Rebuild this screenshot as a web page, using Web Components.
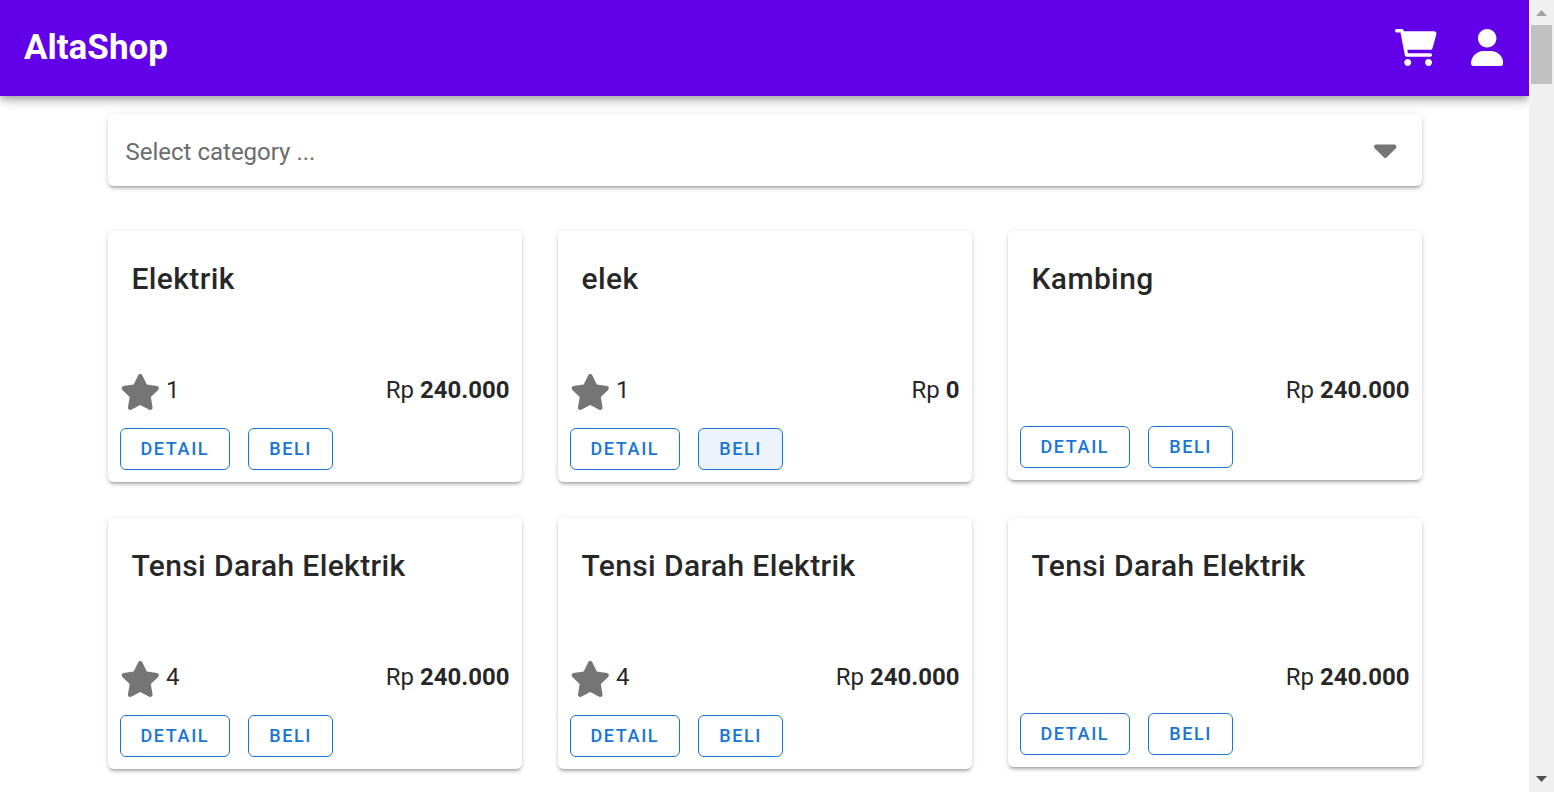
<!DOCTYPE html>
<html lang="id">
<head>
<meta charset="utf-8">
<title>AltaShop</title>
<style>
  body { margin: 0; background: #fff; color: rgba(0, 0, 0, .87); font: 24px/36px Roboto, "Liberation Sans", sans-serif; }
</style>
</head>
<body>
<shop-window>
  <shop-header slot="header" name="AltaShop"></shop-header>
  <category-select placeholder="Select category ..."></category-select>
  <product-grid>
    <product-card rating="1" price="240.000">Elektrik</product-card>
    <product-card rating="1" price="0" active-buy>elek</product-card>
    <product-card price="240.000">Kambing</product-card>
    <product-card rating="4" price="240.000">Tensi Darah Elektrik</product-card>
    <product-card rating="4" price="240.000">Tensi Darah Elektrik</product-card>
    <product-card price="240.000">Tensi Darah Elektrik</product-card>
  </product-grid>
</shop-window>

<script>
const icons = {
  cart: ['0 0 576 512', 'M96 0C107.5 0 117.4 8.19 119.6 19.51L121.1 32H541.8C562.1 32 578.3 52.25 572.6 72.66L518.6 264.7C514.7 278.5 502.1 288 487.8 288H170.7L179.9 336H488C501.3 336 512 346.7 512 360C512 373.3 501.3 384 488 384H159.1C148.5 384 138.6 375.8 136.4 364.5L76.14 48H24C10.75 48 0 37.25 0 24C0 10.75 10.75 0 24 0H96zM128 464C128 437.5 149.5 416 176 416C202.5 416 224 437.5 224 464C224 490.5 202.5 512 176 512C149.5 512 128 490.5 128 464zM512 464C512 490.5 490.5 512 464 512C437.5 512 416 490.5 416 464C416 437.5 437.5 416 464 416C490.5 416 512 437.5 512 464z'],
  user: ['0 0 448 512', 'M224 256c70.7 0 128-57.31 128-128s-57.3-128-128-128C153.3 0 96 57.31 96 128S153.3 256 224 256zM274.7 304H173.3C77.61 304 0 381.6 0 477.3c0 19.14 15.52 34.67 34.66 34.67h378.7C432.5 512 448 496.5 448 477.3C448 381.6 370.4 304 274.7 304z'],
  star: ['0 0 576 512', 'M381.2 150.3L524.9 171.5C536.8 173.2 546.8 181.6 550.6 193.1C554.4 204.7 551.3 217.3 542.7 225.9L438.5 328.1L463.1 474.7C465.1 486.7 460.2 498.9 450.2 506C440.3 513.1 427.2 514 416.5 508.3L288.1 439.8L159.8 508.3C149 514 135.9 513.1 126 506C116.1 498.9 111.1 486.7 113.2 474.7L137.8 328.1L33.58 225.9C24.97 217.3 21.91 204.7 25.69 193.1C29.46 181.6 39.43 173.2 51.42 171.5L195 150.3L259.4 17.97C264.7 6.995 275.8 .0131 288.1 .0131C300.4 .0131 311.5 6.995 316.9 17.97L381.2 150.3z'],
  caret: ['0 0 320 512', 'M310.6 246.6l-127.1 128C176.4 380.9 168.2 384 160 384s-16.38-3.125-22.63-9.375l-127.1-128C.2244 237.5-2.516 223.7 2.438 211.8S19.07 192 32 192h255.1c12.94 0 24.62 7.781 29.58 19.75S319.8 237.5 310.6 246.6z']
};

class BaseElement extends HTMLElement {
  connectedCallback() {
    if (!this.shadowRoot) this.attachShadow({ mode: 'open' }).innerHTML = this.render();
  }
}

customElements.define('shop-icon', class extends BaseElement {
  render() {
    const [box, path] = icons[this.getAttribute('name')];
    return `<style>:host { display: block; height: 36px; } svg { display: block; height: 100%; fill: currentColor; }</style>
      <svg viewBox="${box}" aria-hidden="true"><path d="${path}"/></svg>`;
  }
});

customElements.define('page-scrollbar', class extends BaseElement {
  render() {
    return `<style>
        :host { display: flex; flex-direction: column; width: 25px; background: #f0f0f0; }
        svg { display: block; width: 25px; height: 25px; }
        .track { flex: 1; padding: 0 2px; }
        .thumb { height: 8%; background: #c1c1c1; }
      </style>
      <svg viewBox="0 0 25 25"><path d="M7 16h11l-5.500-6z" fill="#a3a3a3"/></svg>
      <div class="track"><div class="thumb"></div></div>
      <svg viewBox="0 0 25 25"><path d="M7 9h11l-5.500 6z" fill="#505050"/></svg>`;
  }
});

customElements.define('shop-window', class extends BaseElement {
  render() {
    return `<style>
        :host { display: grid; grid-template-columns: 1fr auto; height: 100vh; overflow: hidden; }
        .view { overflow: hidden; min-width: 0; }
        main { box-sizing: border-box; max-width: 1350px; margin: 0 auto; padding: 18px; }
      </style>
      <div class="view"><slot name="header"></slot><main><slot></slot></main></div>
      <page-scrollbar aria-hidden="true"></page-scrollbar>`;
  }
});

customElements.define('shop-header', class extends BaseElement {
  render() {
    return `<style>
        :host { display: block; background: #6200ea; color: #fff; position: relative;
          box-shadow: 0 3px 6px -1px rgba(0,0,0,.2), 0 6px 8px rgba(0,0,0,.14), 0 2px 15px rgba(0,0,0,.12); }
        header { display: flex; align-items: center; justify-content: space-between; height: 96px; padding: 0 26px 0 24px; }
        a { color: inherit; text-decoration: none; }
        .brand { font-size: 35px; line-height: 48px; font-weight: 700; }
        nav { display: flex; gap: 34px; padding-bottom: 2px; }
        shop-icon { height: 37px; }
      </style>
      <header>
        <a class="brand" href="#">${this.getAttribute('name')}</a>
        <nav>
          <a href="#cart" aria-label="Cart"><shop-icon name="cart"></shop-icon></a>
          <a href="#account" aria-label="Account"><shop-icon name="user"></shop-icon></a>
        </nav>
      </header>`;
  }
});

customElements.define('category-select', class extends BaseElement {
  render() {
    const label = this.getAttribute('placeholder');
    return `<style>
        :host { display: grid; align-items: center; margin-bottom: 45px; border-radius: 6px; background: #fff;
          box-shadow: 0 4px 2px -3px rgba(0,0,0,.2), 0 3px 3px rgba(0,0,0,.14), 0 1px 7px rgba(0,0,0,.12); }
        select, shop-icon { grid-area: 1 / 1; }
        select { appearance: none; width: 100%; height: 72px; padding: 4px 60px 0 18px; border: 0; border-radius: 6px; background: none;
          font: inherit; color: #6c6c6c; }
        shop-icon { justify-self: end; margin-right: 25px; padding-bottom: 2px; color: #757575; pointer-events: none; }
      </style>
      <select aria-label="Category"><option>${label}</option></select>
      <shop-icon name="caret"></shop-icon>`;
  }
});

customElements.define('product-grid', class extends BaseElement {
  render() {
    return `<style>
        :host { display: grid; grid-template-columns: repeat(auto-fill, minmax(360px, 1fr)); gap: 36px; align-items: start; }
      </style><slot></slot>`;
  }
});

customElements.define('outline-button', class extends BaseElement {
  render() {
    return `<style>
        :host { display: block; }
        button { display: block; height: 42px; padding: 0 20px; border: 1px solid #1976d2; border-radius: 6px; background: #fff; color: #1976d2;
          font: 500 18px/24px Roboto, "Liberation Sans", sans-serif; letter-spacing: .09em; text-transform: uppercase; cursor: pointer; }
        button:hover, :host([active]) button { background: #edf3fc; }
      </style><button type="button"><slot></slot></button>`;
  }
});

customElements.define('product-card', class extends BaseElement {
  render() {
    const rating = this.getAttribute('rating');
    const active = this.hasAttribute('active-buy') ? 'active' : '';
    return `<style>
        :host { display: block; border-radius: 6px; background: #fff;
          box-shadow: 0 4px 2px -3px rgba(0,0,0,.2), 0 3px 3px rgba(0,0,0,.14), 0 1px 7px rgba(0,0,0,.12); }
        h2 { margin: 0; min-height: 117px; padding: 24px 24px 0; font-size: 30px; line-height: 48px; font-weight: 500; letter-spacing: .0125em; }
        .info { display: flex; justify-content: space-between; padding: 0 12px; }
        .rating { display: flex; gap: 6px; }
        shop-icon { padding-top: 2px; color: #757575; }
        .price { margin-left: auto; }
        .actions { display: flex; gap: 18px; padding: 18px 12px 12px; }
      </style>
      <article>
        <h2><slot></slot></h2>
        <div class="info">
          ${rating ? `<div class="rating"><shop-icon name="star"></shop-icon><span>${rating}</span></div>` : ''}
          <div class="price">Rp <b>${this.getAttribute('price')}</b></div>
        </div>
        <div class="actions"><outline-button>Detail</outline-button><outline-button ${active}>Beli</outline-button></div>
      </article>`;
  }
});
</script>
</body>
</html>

Set task |
Starting at the first line of the material, output exactly the lines up to and including the one with "</shop-window>". Do not include the pictures.

Correct output |
Rebuild this screenshot as a web page, using Web Components.
<!DOCTYPE html>
<html lang="id">
<head>
<meta charset="utf-8">
<title>AltaShop</title>
<style>
  body { margin: 0; background: #fff; color: rgba(0, 0, 0, .87); font: 24px/36px Roboto, "Liberation Sans", sans-serif; }
</style>
</head>
<body>
<shop-window>
  <shop-header slot="header" name="AltaShop"></shop-header>
  <category-select placeholder="Select category ..."></category-select>
  <product-grid>
    <product-card rating="1" price="240.000">Elektrik</product-card>
    <product-card rating="1" price="0" active-buy>elek</product-card>
    <product-card price="240.000">Kambing</product-card>
    <product-card rating="4" price="240.000">Tensi Darah Elektrik</product-card>
    <product-card rating="4" price="240.000">Tensi Darah Elektrik</product-card>
    <product-card price="240.000">Tensi Darah Elektrik</product-card>
  </product-grid>
</shop-window>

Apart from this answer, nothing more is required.